Tremors quaked through him. Her hands came up to his neck, fingers working in massage against the corded tension in his muscles. He hissed out a breath at the softness of her skin against his. It was like warm silk, only silk didn’t send quivers through his nervous system.

“I haven’t had a lover in years. But she never touched me.” His damn voice trembled. “No one does.”

“I plan to touch every inch of you, then. But we’ll go slow. We’ll take—”

He caught her mouth in another kiss, cutting off her practical logic. He adored her mind. It was like a crystal clear lake in the midst of winter. Crisp, sharp, and refreshing. She didn’t shy away from him—in fact, she never had. Even when he’d turned his temper on her, she stood up to him, defusing his fury with her practicality. When the creature took her, he’d experienced fear.

Real fear.

He would love her even if she couldn’t touch him. The thought splashed through him and he broke from the kiss, forehead resting against hers. He loved her.

“I want to touch you.” Raw need threaded through the words. He wanted to do more than touch. He wanted to stroke her, caress her, watch her as she came apart and then he wanted to do it again.

“Okay.” She grinned, a heart-stopping, soul-stomping, mind-searing smile. It lit him up like the New York power grid. No hesitation or doubt filtered through that word. He studied her hazel eyes and saw trust in them.

Mindful of the injury on her side, he swung her up into his arms and strode toward the stairs.
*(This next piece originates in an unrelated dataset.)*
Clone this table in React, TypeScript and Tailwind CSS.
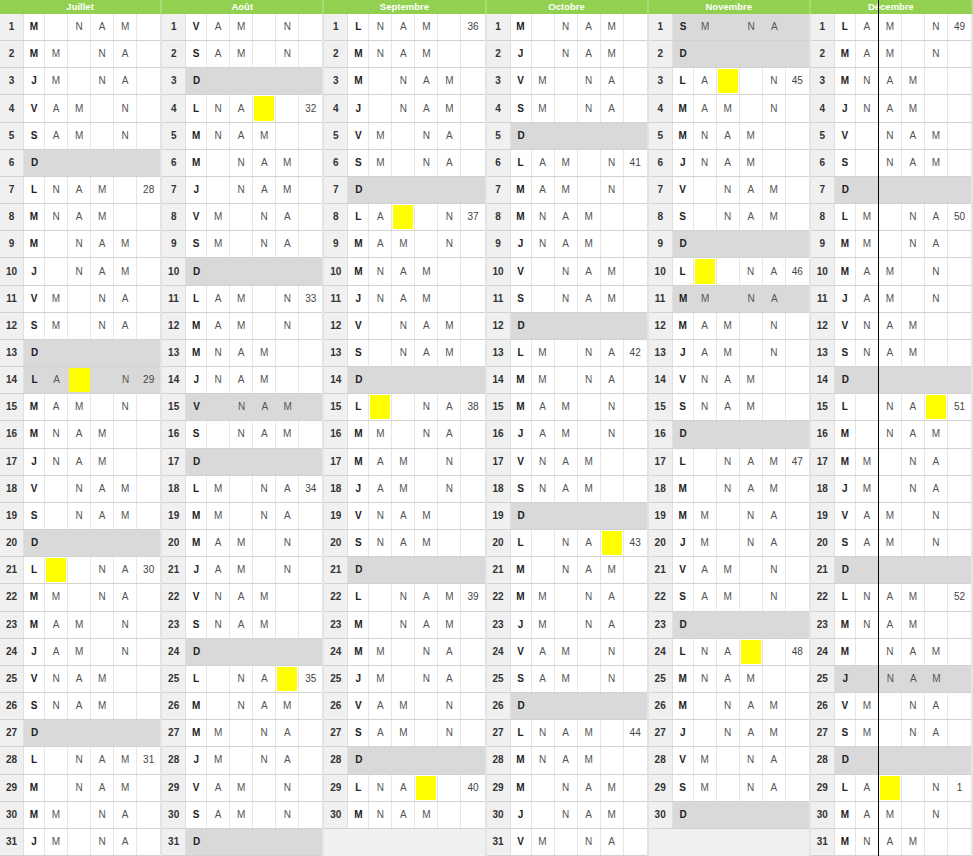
const months: { name: string; rows: (string | null)[] }[] = [
  {
    name: 'Juillet',
    rows: ['M:_NAM', 'M:M_NA', 'J:M_NA', 'V:AM_N', 'S:AM_N', 'D', 'L:NAM_:28', 'M:NAM_', 'M:_NAM', 'J:_NAM', 'V:M_NA', 'S:M_NA', 'D', 'L:AY_N:29:g', 'M:AM_N', 'M:NAM_', 'J:NAM_', 'V:_NAM', 'S:_NAM', 'D', 'L:Y_NA:30', 'M:M_NA', 'M:AM_N', 'J:AM_N', 'V:NAM_', 'S:NAM_', 'D', 'L:_NAM:31', 'M:_NAM', 'M:M_NA', 'J:M_NA'],
  },
  {
    name: 'Août',
    rows: ['V:AM_N', 'S:AM_N', 'D', 'L:NAY_:32', 'M:NAM_', 'M:_NAM', 'J:_NAM', 'V:M_NA', 'S:M_NA', 'D', 'L:AM_N:33', 'M:AM_N', 'M:NAM_', 'J:NAM_', 'V:_NAM::g', 'S:_NAM', 'D', 'L:M_NA:34', 'M:M_NA', 'M:AM_N', 'J:AM_N', 'V:NAM_', 'S:NAM_', 'D', 'L:_NAY:35', 'M:_NAM', 'M:M_NA', 'J:M_NA', 'V:AM_N', 'S:AM_N', 'D'],
  },
  {
    name: 'Septembre',
    rows: ['L:NAM_:36', 'M:NAM_', 'M:_NAM', 'J:_NAM', 'V:M_NA', 'S:M_NA', 'D', 'L:AY_N:37', 'M:AM_N', 'M:NAM_', 'J:NAM_', 'V:_NAM', 'S:_NAM', 'D', 'L:Y_NA:38', 'M:M_NA', 'M:AM_N', 'J:AM_N', 'V:NAM_', 'S:NAM_', 'D', 'L:_NAM:39', 'M:_NAM', 'M:M_NA', 'J:M_NA', 'V:AM_N', 'S:AM_N', 'D', 'L:NAY_:40', 'M:NAM_', null],
  },
  {
    name: 'Octobre',
    rows: ['M:_NAM', 'J:_NAM', 'V:M_NA', 'S:M_NA', 'D', 'L:AM_N:41', 'M:AM_N', 'M:NAM_', 'J:NAM_', 'V:_NAM', 'S:_NAM', 'D', 'L:M_NA:42', 'M:M_NA', 'M:AM_N', 'J:AM_N', 'V:NAM_', 'S:NAM_', 'D', 'L:_NAY:43', 'M:_NAM', 'M:M_NA', 'J:M_NA', 'V:AM_N', 'S:AM_N', 'D', 'L:NAM_:44', 'M:NAM_', 'M:_NAM', 'J:_NAM', 'V:M_NA'],
  },
  {
    name: 'Novembre',
    rows: ['S:M_NA::g', 'D', 'L:AY_N:45', 'M:AM_N', 'M:NAM_', 'J:NAM_', 'V:_NAM', 'S:_NAM', 'D', 'L:Y_NA:46', 'M:M_NA::g', 'M:AM_N', 'J:AM_N', 'V:NAM_', 'S:NAM_', 'D', 'L:_NAM:47', 'M:_NAM', 'M:M_NA', 'J:M_NA', 'V:AM_N', 'S:AM_N', 'D', 'L:NAY_:48', 'M:NAM_', 'M:_NAM', 'J:_NAM', 'V:M_NA', 'S:M_NA', 'D', null],
  },
  {
    name: 'Décembre',
    rows: ['L:AM_N:49', 'M:AM_N', 'M:NAM_', 'J:NAM_', 'V:_NAM', 'S:_NAM', 'D', 'L:M_NA:50', 'M:M_NA', 'M:AM_N', 'J:AM_N', 'V:NAM_', 'S:NAM_', 'D', 'L:_NAY:51', 'M:_NAM', 'M:M_NA', 'J:M_NA', 'V:AM_N', 'S:AM_N', 'D', 'L:NAM_:52', 'M:NAM_', 'M:_NAM', 'J:_NAM::g', 'V:M_NA', 'S:M_NA', 'D', 'L:AY_N:1', 'M:AM_N', 'M:NAM_'],
  },
];

function Row({ day, spec }: { day: number; spec: string | null }) {
  if (spec === null) {
    return <div className="bg-[#f0f0f0]" />;
  }
  const [letter, cells = '____', week = '', flag = ''] = spec.split(':');
  const gray = letter === 'D' || flag === 'g';
  const line = gray ? '' : 'border-r border-[#e6e6e6]';

  return (
    <div className="flex min-h-0 border-b border-[#d2d2d2]">
      <div className="w-[24px] shrink-0 flex items-center justify-center bg-[#f0f0f0] border-r border-[#e0e0e0] font-bold text-[#333]">
        {day}
      </div>
      <div className={`flex-1 grid grid-cols-[21px_repeat(5,minmax(0,1fr))] ${gray ? 'bg-[#d9d9d9]' : 'bg-white'}`}>
        <div className={`flex items-center justify-center font-bold text-[#222] ${line}`}>{letter}</div>
        {cells.split('').map((c, i) =>
          c === 'Y' ? (
            <div key={i} className={`p-px ${line}`}>
              <div className="h-full bg-[#ffff00]" />
            </div>
          ) : (
            <div key={i} className={`flex items-center justify-center text-[#555] ${line}`}>
              {c === '_' ? '' : c}
            </div>
          ),
        )}
        <div className="flex items-center justify-center text-[#444]">{week}</div>
      </div>
    </div>
  );
}

export default function App() {
  return (
    <div className="relative w-[973px] h-[856px] overflow-hidden bg-white flex flex-col font-['Liberation_Sans',Arial,sans-serif] text-[10px] leading-none">
      {/* Month header bar */}
      <div className="h-[14px] shrink-0 grid grid-cols-6 bg-[#92d050]">
        {months.map((m) => (
          <div key={m.name} className="flex items-center justify-center text-white font-bold text-[9.5px] border-r-2 border-[#a9da75]">
            {m.name}
          </div>
        ))}
      </div>

      {/* Day grid */}
      <div className="flex-1 min-h-0 grid grid-cols-6">
        {months.map((m) => (
          <div key={m.name} className="grid grid-rows-[repeat(31,minmax(0,1fr))] border-r-2 border-[#e4e4e4]">
            {m.rows.map((r, i) => (
              <Row key={i} day={i + 1} spec={r} />
            ))}
          </div>
        ))}
      </div>

      {/* Frozen-pane line */}
      <div className="absolute left-[878px] top-0 h-full w-px bg-black" />
    </div>
  );
}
He paused to glance back at the monitor in the room.

Still no reaction.

His blood must not appreciate being in the same dish with hers, because he sure as hell had a reaction where she was concerned.

“I can walk, you know.” She combed her fingers through his hair. He liked the light tugging sensations mingling with the gentle caress of her fingernails on his scalp and the prickling trail of pleasure they left.

“You don’t have to. I like holding you.” And he did. He loved the weight of her in his arms. She was sturdy, yet light and warm—damn, she was so warm. Heat rolled off of her in shimmering waves that buffeted his body. He wore too many clothes to really appreciate it, but he didn’t mind that, either.

Her soft laugh drew his gaze as he climbed the stairs to the second floor, grateful the rest of the team wasn’t back and wouldn’t be back for hours yet. Hours alone with her. Hours without interruption or issues or problems to be solved.

Hours to drown in her.

He was a lucky man.

“You went away.” She feathered the whisper against his ear. Her tongue stroked the whorls and his mind blanked. He tightened his grip, lest he dropped her, but couldn’t suppress the shudder rippling through his body from those light caresses.

“Trying not to rush. This is all new to me.” And he didn’t know where his silken ties were. If he could bind her up, then she couldn’t move and he could take his time. But would she let him do that? Did he even want to do that? He tied them up to keep them from touching him. His cock jerked at the image of her silken palm shaping around him, pulling him, squeezing him and he sucked in a deeper breath.

He had to get control or he would come right in his pants.

“We have all the time in the world.” Her teeth nibbled at his earlobe and, when she drew it against her lips and sucked, he stumbled. “And who says we have to do it just once?”

God.
Garrett wanted to be inside her. They were at the door to his room and she rubbed against him as she twisted the handle to let them in. His room was dark, the deep browns and lighter tans a far cry from the institutional gray that he’d grown up in, but not so bright they offered false cheer.